The Kids Are All Righty

Each time I hear “Already Gone,” the hypnotic hit that has been vibrating out of dashboards since 1974 when the Eagles recorded that anthem to breaking up, I am amazed not so much by the strong guitar work as I am by the closing words: “All right, nighty night.” How, in this ultimate kiss-off to an adult affair, did an expression identified with wishing a child peaceful slumber creep in on rocking tiptoes?

That mystery has led me to listen carefully to records made in the 1950-1989 period to determine if I could discover other signs of juvenility. Just as some bluenoses slowed down “Louie, Louie” to see if they could find offensive lyrics, I have scrutinized bootlegs, alternate takes, and clandestine lyrics, and am now ready to report my findings.

Neil Diamond’s call to join “Brother Love’s Traveling Salvation Show” really included the line “Pack up the babies and grab all their rattles.”

In 1962 the musical question “What’s Your Name?” asked by Don and Juan was originally answered by the query “Goo Goo or Gaa Gaa?”

The antidote to the lament “I Had Too Much to Dream Last Night” wailed by the Electric Prunes was revealed in the understated line “But tonight I’ll keep the nightlight on.”

Billy “Crash” Craddock’s request to “Rub It In” once carried the added admonition “Don’t get any on my blanky.”

Elvis Presley knew the cure when declaring that “I Got Stung”: “Kiss it and make it betty-wetty.”

Chrissie Hynde was not pretending when she followed her demand to “Stop Your Sobbing” with “Or back in the cribbie you go.”

As Wilson Pickett was counting off the attractions in the “Land of 1000 Dances,” he slipped in “Do the ring around the rosie.”

While rolling with the changes REO Speedwagon slyly inserted “Roll back now with a nice fresh diapy.”

One version of Linda Ronstadt’s repeated scolding of “You’re No Good” carried the additional words “No num num for you.”

Lest anyone take “Morning Has Broken” too literally, Cat Stevens added the comforting line “Don’t cry. I’ll put it back together again.”
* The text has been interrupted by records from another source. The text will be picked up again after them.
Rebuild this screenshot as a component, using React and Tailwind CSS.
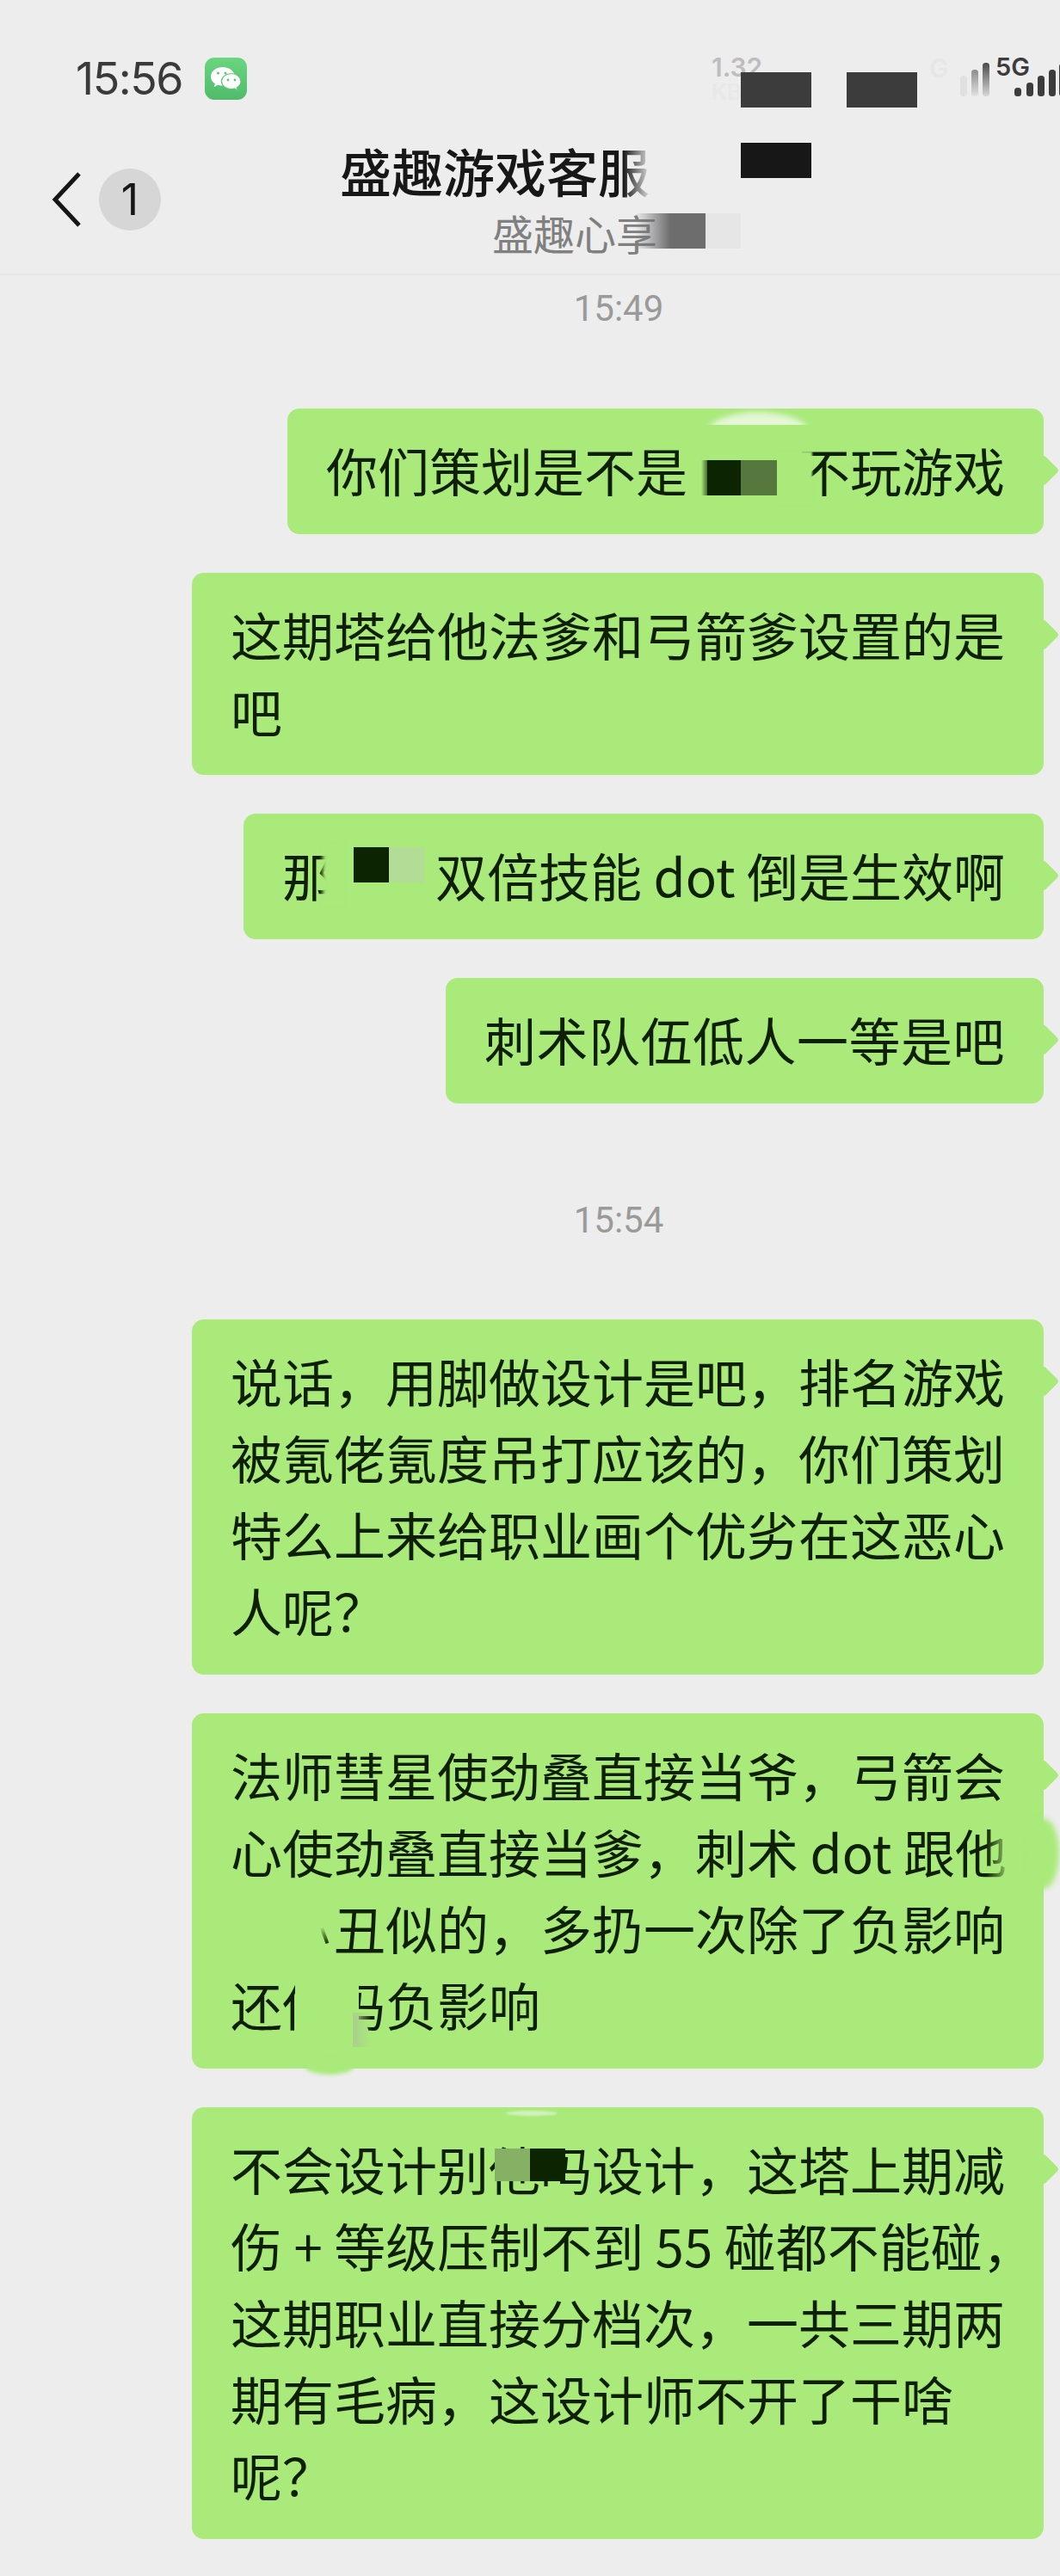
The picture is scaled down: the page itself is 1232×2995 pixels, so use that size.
import React from "react";

function Tail() {
  return <span className="absolute right-[-13px] top-[59px] w-[26px] h-[26px] rotate-45 rounded-[4px] bg-[#a9ea7a]" />;
}

function Bubble({ className = "", lines, children }) {
  return (
    <div className={"relative rounded-[14px] bg-[#a9ea7a] pt-[25.500px] pb-[31.500px] px-[45px] text-[60px] leading-[89px] text-[#0f1f02] " + className}>
      {lines.map((l, i) => (
        <div key={i} className="whitespace-nowrap">{l}</div>
      ))}
      {children}
      <Tail />
    </div>
  );
}

function Stamp({ className = "", children }) {
  return (
    <div className={"h-[60px] flex items-center justify-center pl-[206px] font-['Roboto',sans-serif] text-[42px] text-[#9a9a9a] " + className}>
      {children}
    </div>
  );
}

function WeChatIcon() {
  return (
    <div className="w-[49px] h-[49px] rounded-[11px] bg-gradient-to-b from-[#69d67f] to-[#50bb6b] ml-[26px] mt-[-2px]">
      <svg viewBox="0 0 49 49" className="w-[49px] h-[49px]">
        <path d="M21 11c-7.700 0-14 4.800-14 11 0 3.400 1.900 6.300 4.900 8.300l-1.200 3.900 4.500-2.500c1.800.5 3.700.8 5.800.8 7.700 0 14-4.800 14-10.500S28.700 11 21 11z" fill="#ffffff" />
        <path d="M31 18.500c-6.300 0-11.500 4-11.500 9s5.200 9 11.500 9c1.300 0 2.500-.2 3.600-.5l3.600 2-.9-3.200c2.900-1.600 4.700-4.300 4.700-7.300 0-5-5.200-9-11-9z" fill="#ffffff" stroke="#5cc875" strokeWidth="1.200" />
        <circle cx="15.500" cy="18" r="1.500" fill="#5cc875" />
        <circle cx="24" cy="18" r="1.500" fill="#5cc875" />
        <circle cx="27" cy="26" r="1.400" fill="#5cc875" />
        <circle cx="35" cy="26" r="1.400" fill="#5cc875" />
      </svg>
    </div>
  );
}

function Signal() {
  return (
    <svg viewBox="0 0 116 44" className="w-[116px] h-[44px] absolute left-[1116px] top-[70px]">
      <defs>
        <linearGradient id="fadeDown" x1="0" x2="0" y1="0" y2="1">
          <stop offset="0" stopColor="#4a4a4a" />
          <stop offset="1" stopColor="#d8d8d8" />
        </linearGradient>
        <linearGradient id="fadeMid" x1="0" x2="0" y1="0" y2="1">
          <stop offset="0" stopColor="#8c8c8c" />
          <stop offset="1" stopColor="#e2e2e2" />
        </linearGradient>
      </defs>
      <rect x="0" y="18" width="8" height="24" rx="3.500" fill="#e0e0e0" />
      <rect x="13" y="11" width="8" height="31" rx="3.500" fill="url(#fadeMid)" />
      <rect x="26" y="3" width="8" height="39" rx="3.500" fill="url(#fadeDown)" />
      <rect x="63" y="32" width="8" height="10" rx="3.500" fill="#3c3c3c" />
      <rect x="77" y="26" width="8" height="16" rx="3.500" fill="#3c3c3c" />
      <rect x="90" y="18" width="8" height="24" rx="3.500" fill="#3c3c3c" />
      <rect x="103" y="11" width="8" height="31" rx="3.500" fill="#3c3c3c" />
      <rect x="115" y="4" width="8" height="38" rx="3.500" fill="#3c3c3c" />
    </svg>
  );
}

function Header() {
  return (
    <div className="relative h-[320px] border-b-2 border-[#e6e6e6]">
      <div className="flex items-center pl-[88px] pt-[66px] h-[118px]">
        <span className="font-['Inter',sans-serif] text-[52px] leading-[52px] text-[#3a3a3a] tracking-[-1.500px]">15:56</span>
        <WeChatIcon />
      </div>
      <div className="flex items-start">
        <div className="flex items-center mt-[78px] pl-[58px]">
          <svg viewBox="0 0 40 66" className="w-[40px] h-[66px]">
            <path d="M34 3 L6 33 L34 63" fill="none" stroke="#161616" strokeWidth="5" />
          </svg>
          <div className="w-[72px] h-[72px] ml-[17px] rounded-full bg-[#d6d6d6] flex items-center justify-center font-['Inter',sans-serif] text-[50px] text-[#161616]">1</div>
        </div>
        <div className="ml-[208px] mt-[45px] flex flex-col">
          <div className="text-[60px] leading-[70px] font-medium text-[#171717]">盛趣游戏客服</div>
          <div className="pl-[177px] mt-[9px] text-[48px] leading-[56px] text-[#808080] whitespace-nowrap">盛趣心享</div>
        </div>
      </div>

      {/* privacy mosaic laid over the header */}
      <span className="absolute left-[724px] top-[165px] w-[34px] h-[68px] bg-gradient-to-r from-[#ededed00] to-[#ededed]" />
      <span className="absolute left-[738px] top-[248px] w-[82px] h-[41px] bg-gradient-to-r from-[#ededed00] via-[#6d6d6d] to-[#6d6d6d]" />
      <span className="absolute left-[820px] top-[248px] w-[41px] h-[41px] bg-[#e6e6e6]" />
      <span className="absolute left-[827px] top-[60px] font-['Inter',sans-serif] text-[30px] leading-[36px] font-semibold text-[#bdbdbd]">1.32</span>
      <span className="absolute left-[827px] top-[92px] font-['Inter',sans-serif] text-[26px] leading-[30px] font-semibold text-[#e8e8e8]">KB/s</span>
      <span className="absolute left-[861px] top-[84px] w-[82px] h-[41px] bg-[#3c3c3c]" />
      <span className="absolute left-[984px] top-[84px] w-[82px] h-[41px] bg-[#3c3c3c]" />
      <span className="absolute left-[861px] top-[166px] w-[82px] h-[41px] bg-[#171717]" />
      <span className="absolute left-[1080px] top-[61px] font-['Inter',sans-serif] text-[30px] leading-[36px] font-semibold text-[#e6e6e6]">G</span>
      <span className="absolute left-[1157px] top-[60px] font-['Inter',sans-serif] text-[29px] leading-[36px] font-semibold text-[#3c3c3c]">5G</span>
      <Signal />
    </div>
  );
}

export default function App() {
  return (
    <div className="w-[1232px] h-[2995px] overflow-hidden bg-[#ededed] flex flex-col font-['Noto_Sans_CJK_SC','Noto_Sans',sans-serif]">
      <Header />
      <Stamp className="mt-[8px] mb-[87px]">15:49</Stamp>

      <div className="flex flex-col items-end gap-[45px] pr-[19px]">
        <Bubble lines={[<>你们策划是不是<span className="inline-block w-[129px]" />不玩游戏</>]}>
          <span className="absolute left-[478px] top-0 w-[138px] h-[19px] overflow-hidden">
            <span className="block w-[120px] h-[50px] ml-[9px] mt-[4px] rounded-[50%] bg-[#e4f6d6] blur-[3px]" />
          </span>
          <span className="absolute left-[568px] top-[50px] w-[42px] h-[62px] bg-[#a9ea7a] blur-[1px]" />
          <span className="absolute left-[481px] top-[60px] w-[7px] h-[41px] bg-gradient-to-r from-[#a9ea7a] to-[#4c6c30]" />
          <span className="absolute left-[488px] top-[60px] w-[39px] h-[41px] bg-[#0d2400]" />
          <span className="absolute left-[527px] top-[60px] w-[42px] h-[41px] bg-[#56783f]" />
        </Bubble>

        <Bubble className="w-[990px]" lines={["这期塔给他法爹和弓箭爹设置的是", "吧"]} />

        <Bubble lines={[<>那<span className="inline-block w-[118px]" />双倍技能 dot 倒是生效啊</>]}>
          <span className="absolute left-[92px] top-[36px] w-[24px] h-[70px] bg-[#a9ea7a] blur-[2px]" />
          <span className="absolute left-[128px] top-[39px] w-[41px] h-[41px] bg-[#0d2400]" />
          <span className="absolute left-[169px] top-[39px] w-[41px] h-[41px] bg-[#b3dd96]" />
        </Bubble>

        <Bubble className="tracking-[0.500px]" lines={["刺术队伍低人一等是吧"]} />
      </div>

      <Stamp className="mt-[105px] mb-[86px]">15:54</Stamp>

      <div className="flex flex-col items-end gap-[45px] pr-[19px]">
        <Bubble className="w-[990px]" lines={["说话，用脚做设计是吧，排名游戏", "被氪佬氪度吊打应该的，你们策划", "特么上来给职业画个优劣在这恶心", "人呢？"]} />

        <Bubble className="w-[990px]" lines={["法师彗星使劲叠直接当爷，弓箭会", "心使劲叠直接当爹，刺术 dot 跟他", <><span className="inline-block w-[120px]" />丑似的，多扔一次除了负影响</>, "还他吗负影响"]}>
          <span className="absolute right-[-18px] top-[122px] w-[36px] h-[82px] rounded-[50%] bg-[#a9ea7a] blur-[3px]" />
          <span className="absolute left-[923px] top-[118px] w-[30px] h-[74px] bg-gradient-to-r from-[#a9ea7a00] to-[#a9ea7a]" />
          <span className="absolute left-[152px] top-[248px] w-[4px] h-[20px] -rotate-[20deg] bg-gradient-to-b from-[#a9ea7a] to-[#1c3308]" />
          <span className="absolute left-[120px] top-[298px] w-[74px] h-[78px] bg-[#a9ea7a]" />
          <span className="absolute left-[187px] top-[348px] w-[22px] h-[40px] bg-gradient-to-r from-[#a9d08a] to-[#a9ea7a00]" />
          <span className="absolute left-[132px] bottom-[-7px] w-[56px] h-[18px] rounded-[50%] bg-[#a9ea7a] blur-[2px]" />
        </Bubble>

        <Bubble className="w-[990px]" lines={["不会设计别他吗设计，这塔上期减", "伤 + 等级压制不到 55 碰都不能碰，", "这期职业直接分档次，一共三期两", "期有毛病，这设计师不开了干啥", "呢？"]}>
          <span className="absolute left-[365px] top-[4px] w-[60px] h-[6px] rounded-[50%] bg-[#d4f0bd] blur-[1px]" />
          <span className="absolute left-[352px] top-[48px] w-[41px] h-[38px] bg-[#86b063]" />
          <span className="absolute left-[393px] top-[48px] w-[41px] h-[38px] bg-[#0d2400]" />
        </Bubble>
      </div>
    </div>
  );
}
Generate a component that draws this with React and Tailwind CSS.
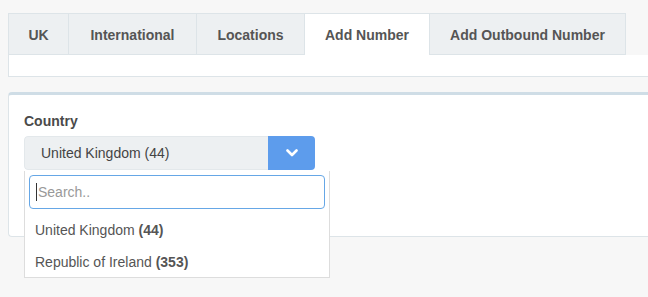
import React from "react";

const tabs = [
  { t: "UK", w: "w-[61px]" },
  { t: "International", w: "w-[128px]" },
  { t: "Locations", w: "w-[108px]" },
  { t: "Add Number", w: "w-[125px]" },
  { t: "Add Outbound Number", w: "w-[196px]" },
];

export default function App() {
  return (
    <div
      className="w-[648px] h-[297px] overflow-hidden bg-[#f7f7f7] pl-2 pt-[13px] text-[#555555]"
      style={{ fontFamily: '"Liberation Sans", Arial, sans-serif' }}
    >
      <div className="flex h-[42px]">
        {tabs.map(({ t, w }) => {
          const active = t === "Add Number";
          return (
            <div
              key={t}
              className={
                (active
                  ? "bg-white border border-[#dde4e8] border-b-0 border-l-0 "
                  : "bg-[#edf0f2] border border-[#dde4e8] border-l-0 first:border-l ") +
                w +
                " flex items-center justify-center pt-[2px] h-[42px] shrink-0 text-[14px] font-bold text-[#555555]"
              }
            >
              {t}
            </div>
          );
        })}
      </div>
      <div className="h-[22px] bg-white border border-[#dde4e8] border-t-0 border-r-0" />
      <div className="mt-[15px] h-[145px] bg-white border border-[#dde4e8] border-t-[3px] border-t-[#cfdde6] border-r-0 rounded-l-[4px] pl-[15px] pt-[16px]">
        <div className="text-[14px] font-bold text-[#4a4a4a] leading-[20px]">Country</div>
        <div className="relative mt-[5px] w-[291px]">
          <div className="flex w-[291px] h-[34px] rounded-[4px] overflow-hidden">
            <div className="flex-1 bg-[#edf0f2] border border-[#e3e8eb] border-r-0 rounded-l-[4px] flex items-center pl-[16px] text-[14px] text-[#444]">
              United Kingdom (44)
            </div>
            <div className="w-[47px] bg-[#5d9cec] flex items-center justify-center">
              <svg width="12" height="8" viewBox="0 0 12 8">
                <path d="M1.5 1.5 L6 6 L10.5 1.5" fill="none" stroke="white" strokeWidth="2.6" strokeLinecap="round" strokeLinejoin="round" />
              </svg>
            </div>
          </div>
          <div className="absolute left-0 top-[35px] w-[306px] bg-white border border-[#dddddd] border-t-0 z-10">
            <div className="px-[4px] pt-[4px] pb-[5px]">
              <div className="h-[34px] border border-[#66a7e6] rounded-[4px] flex items-center pl-[6px] text-[14px] text-[#999]">
                <span className="w-px h-[18px] bg-[#333] mr-[1px]" />
                Search..
              </div>
            </div>
            <div className="h-[32px] flex items-center pl-[10px] text-[14px] text-[#555]">
              United Kingdom&nbsp;<b>(44)</b>
            </div>
            <div className="h-[31px] flex items-center pl-[10px] pt-[1px] text-[14px] text-[#555]">
              Republic of Ireland&nbsp;<b>(353)</b>
            </div>
          </div>
        </div>
      </div>
    </div>
  );
}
Bob Dylan’s “It Ain’t Me Babe” was a little less somber with the hopeful lyric “But it ain’t the boogie man either.”

Amid the yelps of the strutting during the long fadeout of Warren Zevon’s “Send Lawyers, Guns, and Money” listen closely for “Don’t forget my best pacifier.”

In the midst of imploring everyone to “Get Down Tonight,” KC and his sunny companions also told them to “Get on your jammies.”

As Frankie Laine was declaring that his heart knows what the wild goose knows, he was whispering to good boys and girls “I’ll read you some Mother Goose prose.”

While Pat Benatar was running with the shadows of the night, she advised caution to those following her lead: “Don’t fall down and get a bad owie.”

Jimmy Soul had a tuneful recipe for toddler bliss when he sang the rarely-heard verse “If you want to be happy for the rest of your life, take a long nappy like a good little tyke.”

Nilsson cut the recipe when he cut the version of his drinking song with the repetitive line “You put the wawa in the coconut.”

Only a privileged few know that while Manfred Mann was staggering around blinded by the light he was playing pattycake with the silicone sister.

During “Flip, Flop, and Fly” Big Joe Turner worked in this incessant request: “Why don’t you go beddy-bye?”

In one take of “Kiss Me Deadly” Lita Ford started her seductive count with “Kiss me oncie, kiss me twosie.”

Cheap Trick knew everything was copacetic in the family when they surrendered the lyric “Mama’s all right, dada’s all right, they just seem a little coo coo.”

The ride on this “Magic Bus” comes to the end as the Who thank the driver for the “Ridey Widey.”

I am now considering the flip side of this matter: recordings with childish gibberish that may contain deeper meanings. So far I have determined that the babbling on Buzz Clifford’s “Baby Sittin’ Boogie” and the melodic monosyllables emerging from Jan and Dean’s “Baby Talk” are declarations of dissatisfaction over international maritime regulations, rampant deforestation in third world countries, or stale oatmeal that smells like caca.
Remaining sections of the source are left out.